1. A desalination apparatus comprising:

a flow regulator for receiving a supply of liquid to be treated, said flow regulator capable of dispersing said liquid in accordance with a predetermined pattern and rate of flow;

a plurality of thermal plates for receiving said dispersed liquid, said thermal plates are heated sufficiently to vaporize most of said liquid upon impact of the liquid on said thermal plates;

a catch basin for receiving said liquid and any resulting precipitate;

a steam collector for receiving and processing steam from said plates;

a steam output from said steam collector which is used to power a turbine or wherein said steam output is sent to condenser wherein the steam from the steam output is converted into liquid water or wherein the steam output is sent to both the turbine and condenser.

2. The apparatus of claim 1 wherein said flow regulator is a nozzle.

3. The apparatus of claim 1 wherein the liquid is dispensed in a mist.

4. The apparatus of claim 1 wherein the liquid is dispensed in droplets.
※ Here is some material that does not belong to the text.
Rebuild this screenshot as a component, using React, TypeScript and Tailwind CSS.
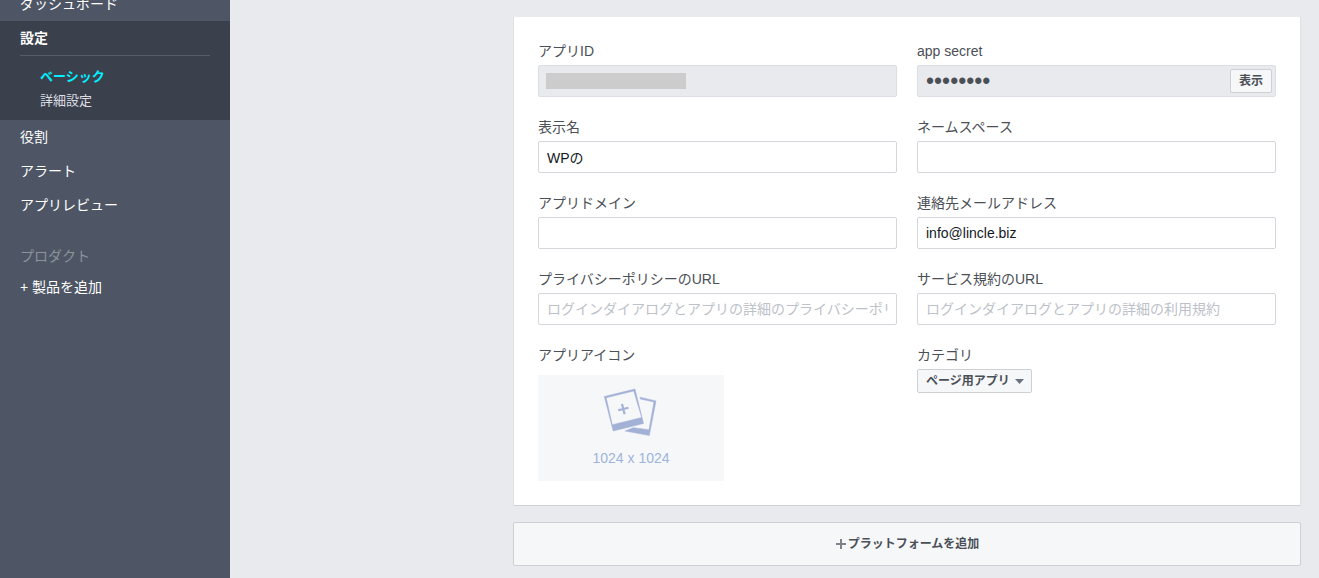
import { useState, type ReactNode } from "react";

interface FieldProps {
  id: string;
  label: string;
  children: ReactNode;
}

const inputClass =
  "block h-8 w-full rounded-xs border border-[#d3d6db] bg-white px-2 text-sm text-[#141823] outline-none placeholder:text-[#bdc1c9] focus:border-[#8b9dc3]";

const disabledInputClass =
  "block h-8 w-full rounded-xs border border-[#dcdee3] bg-[#e9eaed] px-2 text-[#4b4f56] outline-none";

function Field({ id, label, children }: FieldProps) {
  return (
    <div>
      <label htmlFor={id} className="mb-1 block text-sm leading-5 text-[#4b4f56]">
        {label}
      </label>
      {children}
    </div>
  );
}

function NavItem({ children }: { children: ReactNode }) {
  return (
    <a href="#" className="block px-5 text-sm leading-[34px] text-white">
      {children}
    </a>
  );
}

function Sidebar() {
  return (
    <nav className="w-[230px] shrink-0 overflow-hidden bg-[#4e5665]">
      {/* The list is scrolled slightly under the top edge */}
      <div className="-mt-[13px]">
        <NavItem>ダッシュボード</NavItem>
        <div className="bg-[#3b404d] pb-[7px]">
          <a href="#" className="mx-5 block border-b border-[#565c69] text-sm font-bold leading-[34px] text-white">
            設定
          </a>
          <div className="pl-10 pt-[9px] text-[13px] leading-6">
            <a href="#" className="block font-bold text-[#00f0ff]">
              ベーシック
            </a>
            <a href="#" className="block text-[#dcdee3]">
              詳細設定
            </a>
          </div>
        </div>
        <NavItem>役割</NavItem>
        <NavItem>アラート</NavItem>
        <NavItem>アプリレビュー</NavItem>
        <h2 className="mt-6 px-5 pb-1 text-sm leading-5 text-[#8d929b]">プロダクト</h2>
        <NavItem>+ 製品を追加</NavItem>
      </div>
    </nav>
  );
}

function PhotosIcon() {
  return (
    <svg
      width="54"
      height="48"
      viewBox="1 0 54 48"
      fill="#a3b1d6"
      stroke="#a3b1d6"
      strokeWidth="0.5"
      aria-hidden="true"
    >
      <path
        fillRule="evenodd"
        d="M1.300 8.500 32 1l8.500 34.500-30.300 7.500zM3.200 9.800 9.300 36.700 38.700 29.500 30.700 3z"
      />
      <path d="M37 9.200 53 12.900l-6.700 34.600L22 43l8.300-3.300 15.700 2L50.900 14 37.300 11z" />
      <path d="M15.200 22.300l10.300-2.600M19 15.900l2.600 10.300" strokeWidth="2.200" />
    </svg>
  );
}

export default function App() {
  const [name, setName] = useState("WPの");
  const [namespace, setNamespace] = useState("");
  const [domain, setDomain] = useState("");
  const [email, setEmail] = useState("info@lincle.biz");

  return (
    <div className="flex min-h-screen bg-[#e9eaed] font-['Liberation_Sans','Noto_Sans_CJK_JP',sans-serif]">
      <Sidebar />

      <main className="min-w-0 flex-1 pb-3 pl-[283px] pr-[18px] pt-4">
        <section className="grid grid-cols-2 gap-5 rounded-xs border border-t-[#e9eaed] border-x-[#dfe0e4] border-b-[#cfd0d4] bg-white p-6">
          <Field id="app-id" label="アプリID">
            <div className="relative">
              <input id="app-id" readOnly className={`${disabledInputClass} text-sm`} />
              <span className="absolute left-2 top-2 h-4 w-[140px] bg-[#cccccc]" />
            </div>
          </Field>
          <Field id="app-secret" label="app secret">
            <div className="relative">
              <input
                id="app-secret"
                type="password"
                readOnly
                value="********"
                className={`${disabledInputClass} text-[23px]`}
              />
              <button
                type="button"
                className="absolute right-1 top-1 h-6 rounded-xs border border-[#ced0d4] bg-[#f6f7f9] px-2 text-xs font-bold leading-none text-[#4b4f56]"
              >
                表示
              </button>
            </div>
          </Field>

          <Field id="name" label="表示名">
            <input id="name" value={name} onChange={(e) => setName(e.target.value)} className={inputClass} />
          </Field>
          <Field id="namespace" label="ネームスペース">
            <input
              id="namespace"
              value={namespace}
              onChange={(e) => setNamespace(e.target.value)}
              className={inputClass}
            />
          </Field>

          <Field id="domain" label="アプリドメイン">
            <input id="domain" value={domain} onChange={(e) => setDomain(e.target.value)} className={inputClass} />
          </Field>
          <Field id="email" label="連絡先メールアドレス">
            <input
              id="email"
              type="email"
              value={email}
              onChange={(e) => setEmail(e.target.value)}
              className={inputClass}
            />
          </Field>

          <Field id="privacy" label="プライバシーポリシーのURL">
            <input
              id="privacy"
              type="url"
              placeholder="ログインダイアログとアプリの詳細のプライバシーポリシー"
              className={inputClass}
            />
          </Field>
          <Field id="terms" label="サービス規約のURL">
            <input
              id="terms"
              type="url"
              placeholder="ログインダイアログとアプリの詳細の利用規約"
              className={inputClass}
            />
          </Field>

          <Field id="icon" label="アプリアイコン">
            <button
              id="icon"
              type="button"
              className="mt-[10px] flex w-[186px] flex-col items-center gap-3 bg-[#f6f7f9] py-[13px] text-sm leading-5 text-[#9db4dc]"
            >
              <PhotosIcon />
              1024 x 1024
            </button>
          </Field>
          <Field id="category" label="カテゴリ">
            <div className="relative w-fit">
              <select
                id="category"
                className="block h-6 appearance-none rounded-xs border border-[#ced0d4] bg-[#f6f7f9] pl-2 pr-5 text-xs font-bold text-[#4b4f56] outline-none"
              >
                <option>ページ用アプリ</option>
              </select>
              <svg
                width="9"
                height="5"
                viewBox="0 0 9 5"
                className="pointer-events-none absolute right-2 top-[10px]"
                fill="#6a7180"
                aria-hidden="true"
              >
                <path d="M0 0h9L4.500 5z" />
              </svg>
            </div>
          </Field>
        </section>

        {/* Add platform */}
        <button
          type="button"
          className="mt-4 flex h-11 w-full items-center justify-center gap-px rounded-xs border border-[#ced0d4] bg-[#f6f7f9] text-xs font-bold text-[#4b4f56]"
        >
          <svg width="12" height="12" viewBox="0 0 12 12" stroke="#7f8289" strokeWidth="2" aria-hidden="true">
            <path d="M6 1v10M1 6h10" />
          </svg>
          プラットフォームを追加
        </button>
      </main>
    </div>
  );
}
5. The apparatus of claim 1 wherein said thermal plates are heated by infrared emitters.

6. The apparatus of claim 5 wherein the infrared emitters are located under the thermal plates.

7. The apparatus of claim 5 wherein the infrared emitters are location over the thermal plates.

8. The apparatus of claim 1 wherein said turbine produces electrical power.

9. The apparatus of claim 1 wherein said turbine is used to mechanically move a shaft.

10. The apparatus of claim 8 wherein said electrical power is used to power the infrared emitters.

11. The apparatus of claim 8 wherein said electrical power is used to charge a battery.

12. The apparatus of claim 5 wherein the thermal plates are heated to a temperature of at least two hundred degrees Celsius.

13. The apparatus of claim 5 wherein the thermal plates are heated to a temperature of at least three hundred degrees Celsius.

14. The apparatus of claim 1 wherein the condensers are air cooled.

15. The apparatus of claim 1 wherein the condensers are water cooled.

16. The apparatus of claim 1 wherein the device can be transported by an individual.

17. The apparatus of claim 1 wherein the device can be transported by a single vehicle.